Data records —

>> start

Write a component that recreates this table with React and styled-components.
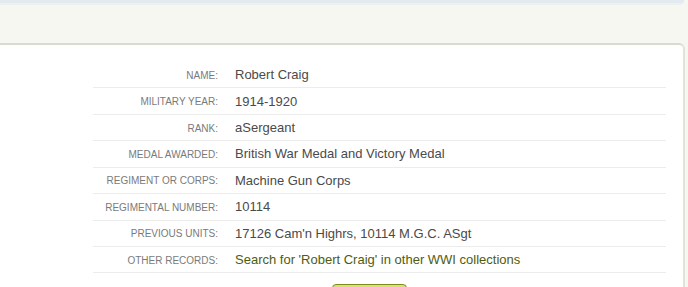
import styled, { createGlobalStyle } from "styled-components";

const GlobalStyle = createGlobalStyle`
  html, body {
    margin: 0;
    padding: 0;
    background: #f7f7f2;
    font-family: Arial, "Liberation Sans", sans-serif;
    overflow: hidden;
  }
`;

const Page = styled.div`
  width: 688px;
  height: 287px;
  overflow: hidden;
`;

const TopBar = styled.div`
  height: 3px;
  background: #e3ebf1;
  border-bottom: 2px solid #edf1f0;
  margin-right: 4px;
  border-bottom-right-radius: 4px;
`;

const Spacer = styled.div`
  height: 38px;
`;

const Card = styled.div`
  width: 685px;
  height: 260px;
  background: #ffffff;
  border-top: 2px solid #dadace;
  border-right: 2px solid #e2e2d8;
  border-top-right-radius: 6px;
  box-sizing: border-box;
  padding: 17px 18px 0 93px;
`;

const Table = styled.div`
  width: 573px;
`;

const Row = styled.div`
  display: grid;
  grid-template-columns: 142px 1fr;
  align-items: center;
  height: 26.43px;
  box-sizing: border-box;
  border-bottom: 1px solid #ececec;
`;

const Label = styled.div`
  text-align: right;
  padding-right: 17px;
  font-size: 10px;
  color: #7a7a7a;
  text-transform: uppercase;
  padding-top: 1px;
`;

const Value = styled.div`
  font-size: 13px;
  color: ${(p) => (p.$link ? "#4e5c10" : "#4a4a4a")};
`;

const Actions = styled.div`
  display: flex;
  justify-content: center;
  padding-top: 11px;
  padding-right: 20px;
`;

const Button = styled.div`
  width: 75px;
  height: 22px;
  border: 1px solid #7d8c1c;
  border-radius: 4px;
  background: linear-gradient(#d7e27a, #b9c94a);
  box-sizing: border-box;
`;

const rows = [
  ["Name:", "Robert Craig"],
  ["Military Year:", "1914-1920"],
  ["Rank:", "aSergeant"],
  ["Medal Awarded:", "British War Medal and Victory Medal"],
  ["Regiment or Corps:", "Machine Gun Corps"],
  ["Regimental Number:", "10114"],
  ["Previous Units:", "17126 Cam'n Highrs, 10114 M.G.C. ASgt"],
  ["Other Records:", "Search for 'Robert Craig' in other WWI collections", true],
];

export default function App() {
  return (
    <Page>
      <GlobalStyle />
      <TopBar />
      <Spacer />
      <Card>
        <Table>
          {rows.map(([label, value, link]) => (
            <Row key={label}>
              <Label>{label}</Label>
              <Value $link={link}>{value}</Value>
            </Row>
          ))}
        </Table>
        <Actions>
          <Button />
        </Actions>
      </Card>
    </Page>
  );
}
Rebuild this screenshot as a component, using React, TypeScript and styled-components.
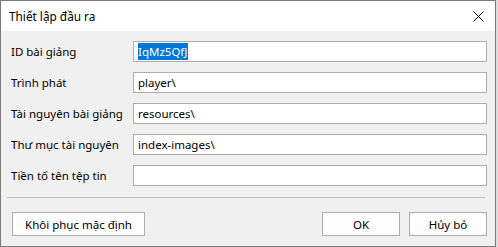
import React from 'react';
import styled, { createGlobalStyle } from 'styled-components';

const GlobalStyle = createGlobalStyle`
   html, body {
      margin: 0;
      padding: 0;
      background: #dcdcdc;
   }
   body {
      font-family: 'Noto Sans', 'Liberation Sans', sans-serif;
      font-size: 11.5px;
      color: #000;
   }
`;

const Window = styled.div`
   width: 494px;
   height: 245px;
   border: 1px solid #7a7a7a;
   background: #f0f0f0;
   display: flex;
   flex-direction: column;
`;

const TitleBar = styled.div`
   height: 30px;
   background: #fff;
   display: flex;
   align-items: center;
   padding-left: 8px;
   padding-right: 10px;
   font-size: 11.8px;
`;

const Title = styled.span`
   flex: 1;
`;

const CloseButton = styled.div`
   width: 12px;
   height: 12px;
   display: flex;
   align-items: center;
   justify-content: center;
   margin-right: 1px;
`;

const Body = styled.div`
   flex: 1;
   display: flex;
   flex-direction: column;
   padding: 10px 7px 0 10px;
`;

const Fields = styled.div`
   display: grid;
   grid-template-columns: 122px 354px;
   row-gap: 10px;
   align-items: center;
`;

const Label = styled.label`
   font-size: 11.5px;
   line-height: 21px;
`;

const Field = styled.div`
   box-sizing: border-box;
   height: 21px;
   border: 1px solid #adadad;
   background: #fff;
   display: flex;
   align-items: center;
   padding-left: 4px;
   font-size: 11.5px;
`;

const Selected = styled.span<{ $on?: boolean }>`
   background: ${({ $on }) => ($on ? '#0078d7' : 'transparent')};
   color: ${({ $on }) => ($on ? '#fff' : '#000')};
   line-height: 17px;
   padding-right: 1px;
`;

const Separator = styled.div`
   margin: 11px 3px 0 -4px;
   height: 1px;
   background: #c2c2c2;
`;

const Footer = styled.div`
   display: flex;
   align-items: center;
   margin-top: 14px;
   gap: 9px;
   padding-right: 1px;
`;

const Button = styled.button<{ $wide?: boolean }>`
   box-sizing: border-box;
   height: 24px;
   width: ${({ $wide }) => ($wide ? '133px' : '78px')};
   border: 1px solid #adadad;
   background: #fdfdfd;
   font-family: inherit;
   font-size: 11.5px;
   color: #000;
   padding: 0;
   &:first-child {
      margin-left: 1px;
      margin-right: auto;
   }
`;

const rows = [
   { label: 'ID bài giảng', value: 'IqMz5QfJ', selected: true },
   { label: 'Trình phát', value: 'player\\' },
   { label: 'Tài nguyên bài giảng', value: 'resources\\' },
   { label: 'Thư mục tài nguyên', value: 'index-images\\' },
   { label: 'Tiền tố tên tệp tin', value: '' },
];

export default function App() {
   return (
      <>
         <GlobalStyle />
         <Window>
            <TitleBar>
               <Title>Thiết lập đầu ra</Title>
               <CloseButton>
                  <svg width='11' height='11' viewBox='0 0 11 11'>
                     <path d='M0.5 0.5L10.5 10.5M10.5 0.5L0.5 10.5' stroke='#000' strokeWidth='1' />
                  </svg>
               </CloseButton>
            </TitleBar>
            <Body>
               <Fields>
                  {rows.map((r) => (
                     <React.Fragment key={r.label}>
                        <Label>{r.label}</Label>
                        <Field>
                           <Selected $on={r.selected}>{r.value}</Selected>
                        </Field>
                     </React.Fragment>
                  ))}
               </Fields>
               <Separator />
               <Footer>
                  <Button $wide>Khôi phục mặc định</Button>
                  <Button>OK</Button>
                  <Button>Hủy bỏ</Button>
               </Footer>
            </Body>
         </Window>
      </>
   );
}
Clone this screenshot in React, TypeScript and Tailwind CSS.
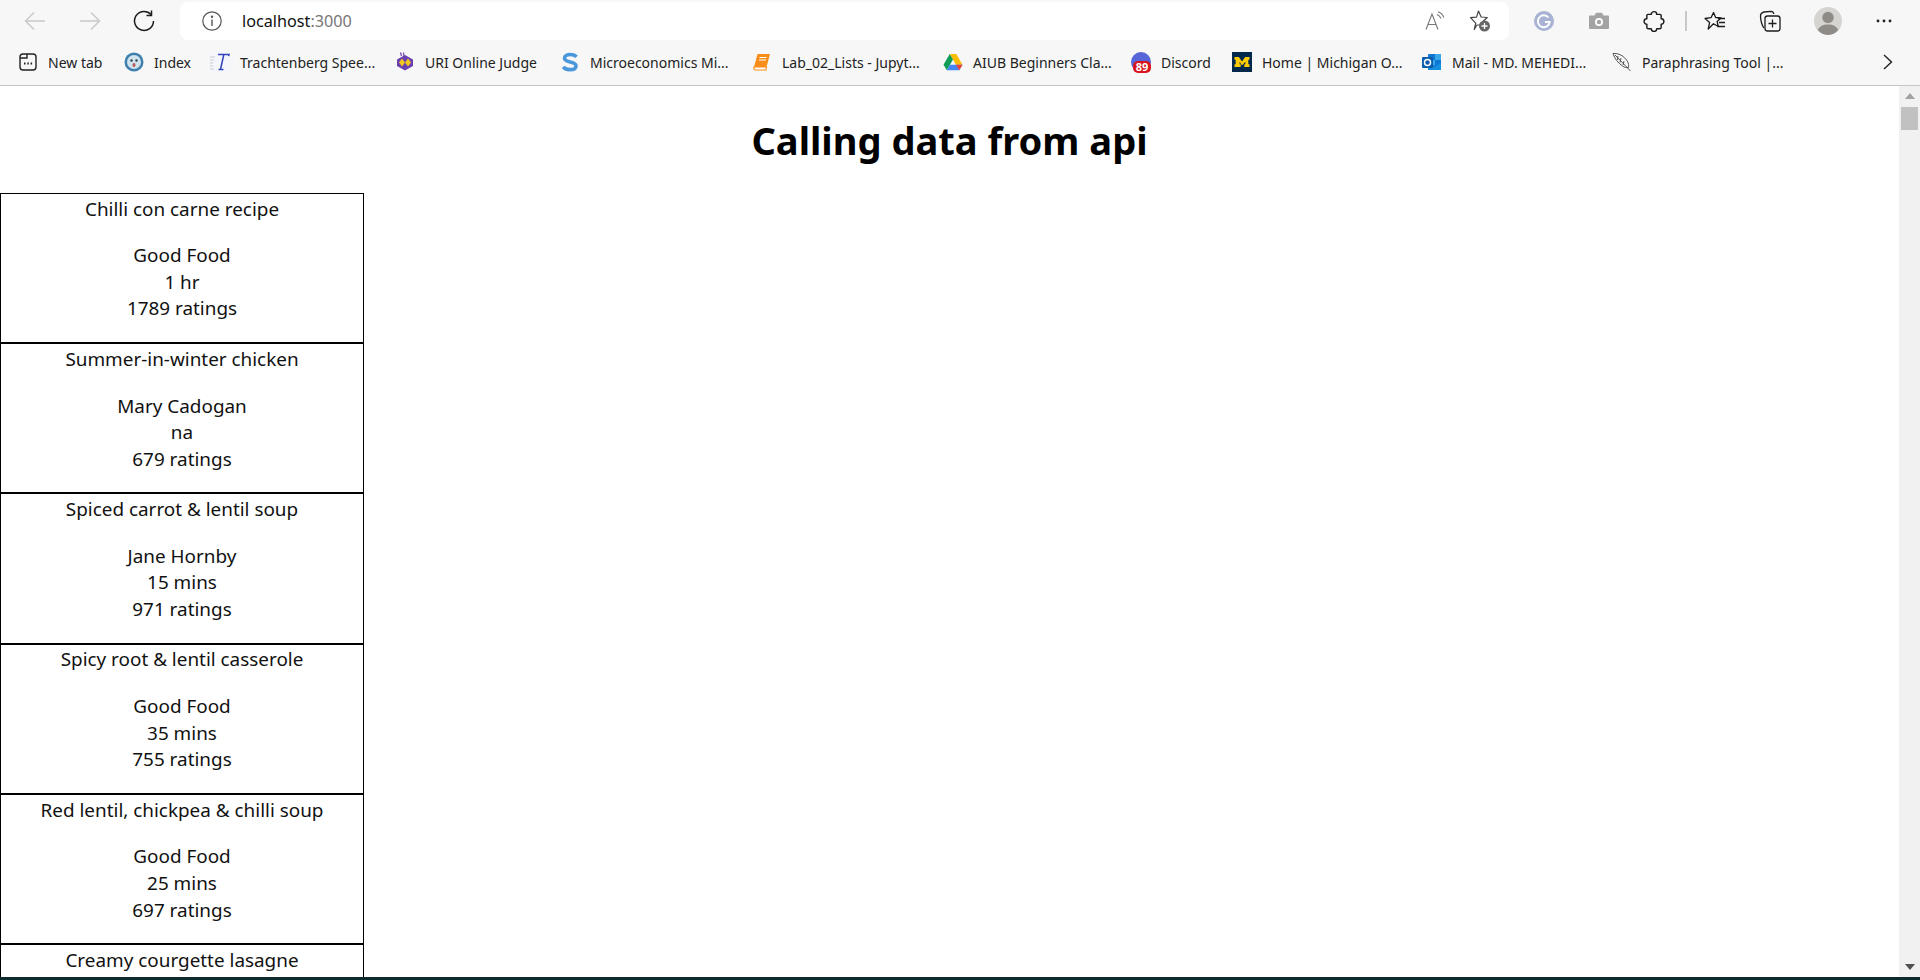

>> end

What is asked —
Report only the number of lines that hold the string "screenshot" in this listing.

Exercise result —
2